Repeat all of the material below exactly as written, images excluded.

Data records

━━━━━━━━━━━━━━━━━━━━

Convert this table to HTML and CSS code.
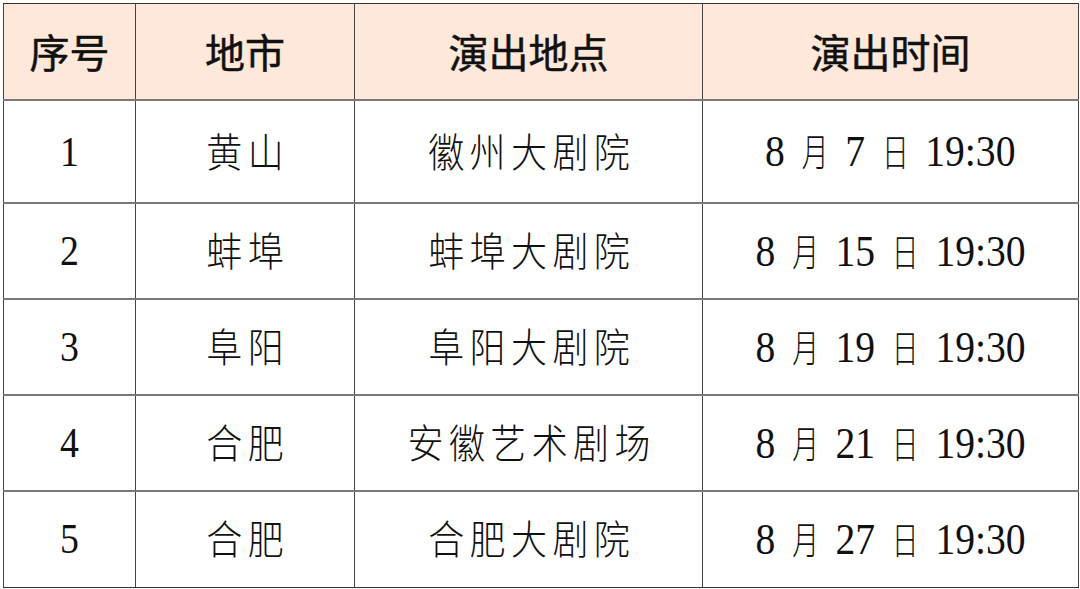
FILE: index.html
```html
<!DOCTYPE html>
<html lang="zh-CN">
<head>
<meta charset="utf-8">
<link rel="stylesheet" href="styles.css">
</head>
<body>
<table class="sched">
  <colgroup>
    <col class="c1"><col class="c2"><col class="c3"><col class="c4">
  </colgroup>
  <thead>
    <tr class="head">
      <th>序号</th><th>地市</th><th>演出地点</th><th>演出时间</th>
    </tr>
  </thead>
  <tbody>
    <tr class="r1">
      <td><span class="t">1</span></td>
      <td><span class="t cn">黄山</span></td>
      <td><span class="t cn">徽州大剧院</span></td>
      <td><span class="t tm">8 <span class="cj">月</span> 7 <span class="cj">日</span> 19:30</span></td>
    </tr>
    <tr>
      <td><span class="t">2</span></td>
      <td><span class="t cn">蚌埠</span></td>
      <td><span class="t cn">蚌埠大剧院</span></td>
      <td><span class="t tm">8 <span class="cj">月</span> 15 <span class="cj">日</span> 19:30</span></td>
    </tr>
    <tr>
      <td><span class="t">3</span></td>
      <td><span class="t cn">阜阳</span></td>
      <td><span class="t cn">阜阳大剧院</span></td>
      <td><span class="t tm">8 <span class="cj">月</span> 19 <span class="cj">日</span> 19:30</span></td>
    </tr>
    <tr>
      <td><span class="t">4</span></td>
      <td><span class="t cn">合肥</span></td>
      <td><span class="t cn">安徽艺术剧场</span></td>
      <td><span class="t tm">8 <span class="cj">月</span> 21 <span class="cj">日</span> 19:30</span></td>
    </tr>
    <tr>
      <td><span class="t">5</span></td>
      <td><span class="t cn">合肥</span></td>
      <td><span class="t cn">合肥大剧院</span></td>
      <td><span class="t tm">8 <span class="cj">月</span> 27 <span class="cj">日</span> 19:30</span></td>
    </tr>
  </tbody>
</table>
</body>
</html>
```

FILE: styles.css
```css
html, body {
  margin: 0;
  padding: 0;
  background: #ffffff;
}

body {
  padding: 3px 0 0 3px;
}

.sched {
  border-collapse: collapse;
  table-layout: fixed;
  width: 1075px;
  height: 583px;
  border: 1px solid #333;
}

.c1 { width: 132px; }
.c2 { width: 219px; }
.c3 { width: 348px; }
.c4 { width: 376px; }

.sched th,
.sched td {
  padding: 0;
  text-align: center;
  vertical-align: middle;
  border-left: 1px solid #444;
  border-right: 1px solid #444;
  border-top: 2px solid #7a7a7a;
  border-bottom: 2px solid #7a7a7a;
  color: #111;
  overflow: hidden;
  white-space: nowrap;
}

.head th {
  height: 93px;
  background: #fde8da;
  border-top: 1px solid #333;
  font-family: "Noto Sans CJK SC", "Noto Sans", sans-serif;
  font-weight: 400;
  font-size: 40px;
  line-height: 1;
  padding-bottom: 2px;
  -webkit-text-stroke: 0.5px #111;
}

.sched tbody tr { height: 96px; }
.sched tbody tr.r1 { height: 103px; }
.sched tbody tr:last-child td { border-bottom: 1px solid #333; }

.sched td {
  font-family: "Liberation Serif", "Noto Sans CJK SC", serif;
  font-weight: 300;
  font-size: 42px;
  line-height: 1;
}

.t {
  display: inline-block;
  transform: scaleX(0.9);
}

.tm {
  font-size: 45px;
  transform: scaleX(0.88);
}

.cn {
  font-family: "Noto Sans CJK SC", sans-serif;
  font-weight: 300;
  font-size: 40px;
  letter-spacing: 6px;
  padding-left: 6px;
}

.cj {
  font-family: "Noto Sans CJK SC", sans-serif;
  font-weight: 300;
  font-size: 38px;
  display: inline-block;
  transform: scaleX(0.8);
  margin: 0 4px;
}
```
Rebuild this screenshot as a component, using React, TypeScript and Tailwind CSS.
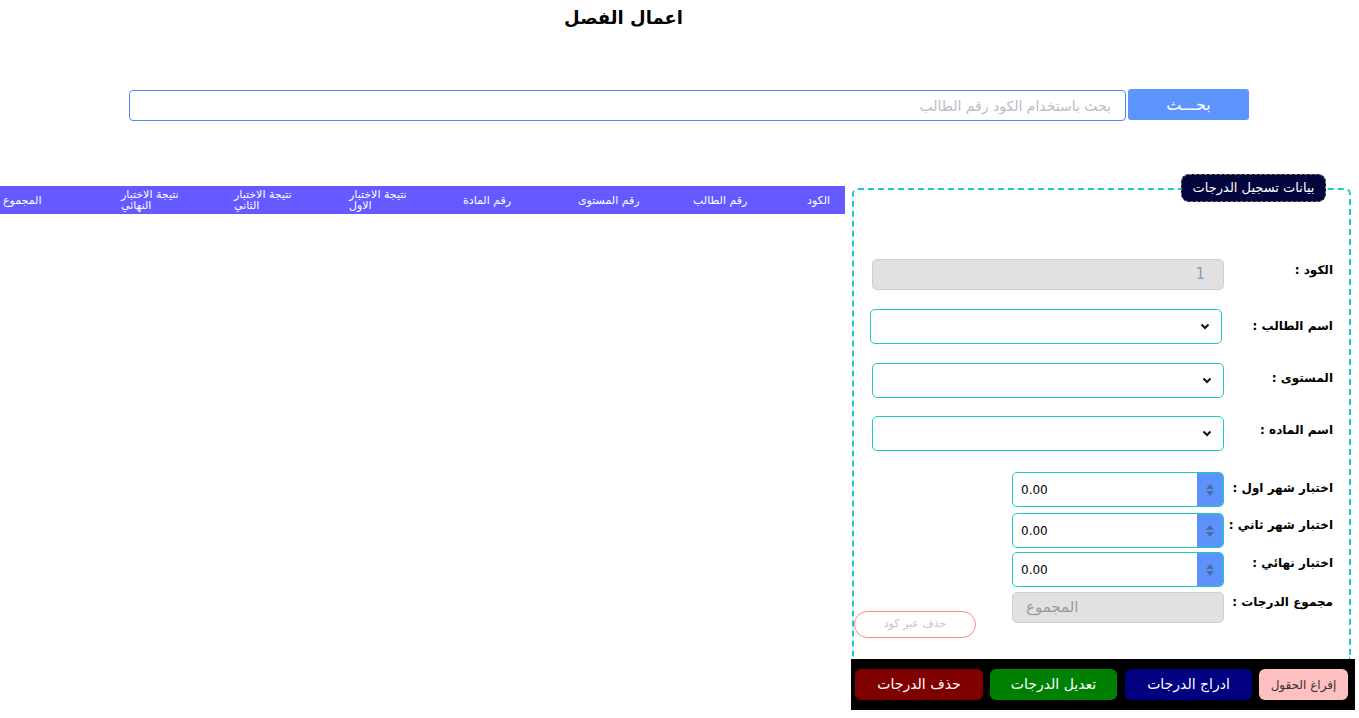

━━━━━━━━━━━━━━━━━━━━

• Exercise answer:
Convert this table to HTML and CSS code.
FILE: index.html
```html
<!DOCTYPE html>
<html lang="zh-CN">
<head>
<meta charset="utf-8">
<link rel="stylesheet" href="styles.css">
</head>
<body>
<table class="sched">
  <colgroup>
    <col class="c1"><col class="c2"><col class="c3"><col class="c4">
  </colgroup>
  <thead>
    <tr class="head">
      <th>序号</th><th>地市</th><th>演出地点</th><th>演出时间</th>
    </tr>
  </thead>
  <tbody>
    <tr class="r1">
      <td><span class="t">1</span></td>
      <td><span class="t cn">黄山</span></td>
      <td><span class="t cn">徽州大剧院</span></td>
      <td><span class="t tm">8 <span class="cj">月</span> 7 <span class="cj">日</span> 19:30</span></td>
    </tr>
    <tr>
      <td><span class="t">2</span></td>
      <td><span class="t cn">蚌埠</span></td>
      <td><span class="t cn">蚌埠大剧院</span></td>
      <td><span class="t tm">8 <span class="cj">月</span> 15 <span class="cj">日</span> 19:30</span></td>
    </tr>
    <tr>
      <td><span class="t">3</span></td>
      <td><span class="t cn">阜阳</span></td>
      <td><span class="t cn">阜阳大剧院</span></td>
      <td><span class="t tm">8 <span class="cj">月</span> 19 <span class="cj">日</span> 19:30</span></td>
    </tr>
    <tr>
      <td><span class="t">4</span></td>
      <td><span class="t cn">合肥</span></td>
      <td><span class="t cn">安徽艺术剧场</span></td>
      <td><span class="t tm">8 <span class="cj">月</span> 21 <span class="cj">日</span> 19:30</span></td>
    </tr>
    <tr>
      <td><span class="t">5</span></td>
      <td><span class="t cn">合肥</span></td>
      <td><span class="t cn">合肥大剧院</span></td>
      <td><span class="t tm">8 <span class="cj">月</span> 27 <span class="cj">日</span> 19:30</span></td>
    </tr>
  </tbody>
</table>
</body>
</html>
```

FILE: styles.css
```css
html, body {
  margin: 0;
  padding: 0;
  background: #ffffff;
}

body {
  padding: 3px 0 0 3px;
}

.sched {
  border-collapse: collapse;
  table-layout: fixed;
  width: 1075px;
  height: 583px;
  border: 1px solid #333;
}

.c1 { width: 132px; }
.c2 { width: 219px; }
.c3 { width: 348px; }
.c4 { width: 376px; }

.sched th,
.sched td {
  padding: 0;
  text-align: center;
  vertical-align: middle;
  border-left: 1px solid #444;
  border-right: 1px solid #444;
  border-top: 2px solid #7a7a7a;
  border-bottom: 2px solid #7a7a7a;
  color: #111;
  overflow: hidden;
  white-space: nowrap;
}

.head th {
  height: 93px;
  background: #fde8da;
  border-top: 1px solid #333;
  font-family: "Noto Sans CJK SC", "Noto Sans", sans-serif;
  font-weight: 400;
  font-size: 40px;
  line-height: 1;
  padding-bottom: 2px;
  -webkit-text-stroke: 0.5px #111;
}

.sched tbody tr { height: 96px; }
.sched tbody tr.r1 { height: 103px; }
.sched tbody tr:last-child td { border-bottom: 1px solid #333; }

.sched td {
  font-family: "Liberation Serif", "Noto Sans CJK SC", serif;
  font-weight: 300;
  font-size: 42px;
  line-height: 1;
}

.t {
  display: inline-block;
  transform: scaleX(0.9);
}

.tm {
  font-size: 45px;
  transform: scaleX(0.88);
}

.cn {
  font-family: "Noto Sans CJK SC", sans-serif;
  font-weight: 300;
  font-size: 40px;
  letter-spacing: 6px;
  padding-left: 6px;
}

.cj {
  font-family: "Noto Sans CJK SC", sans-serif;
  font-weight: 300;
  font-size: 38px;
  display: inline-block;
  transform: scaleX(0.8);
  margin: 0 4px;
}
```
Rebuild this screenshot as a component, using React, TypeScript and Tailwind CSS.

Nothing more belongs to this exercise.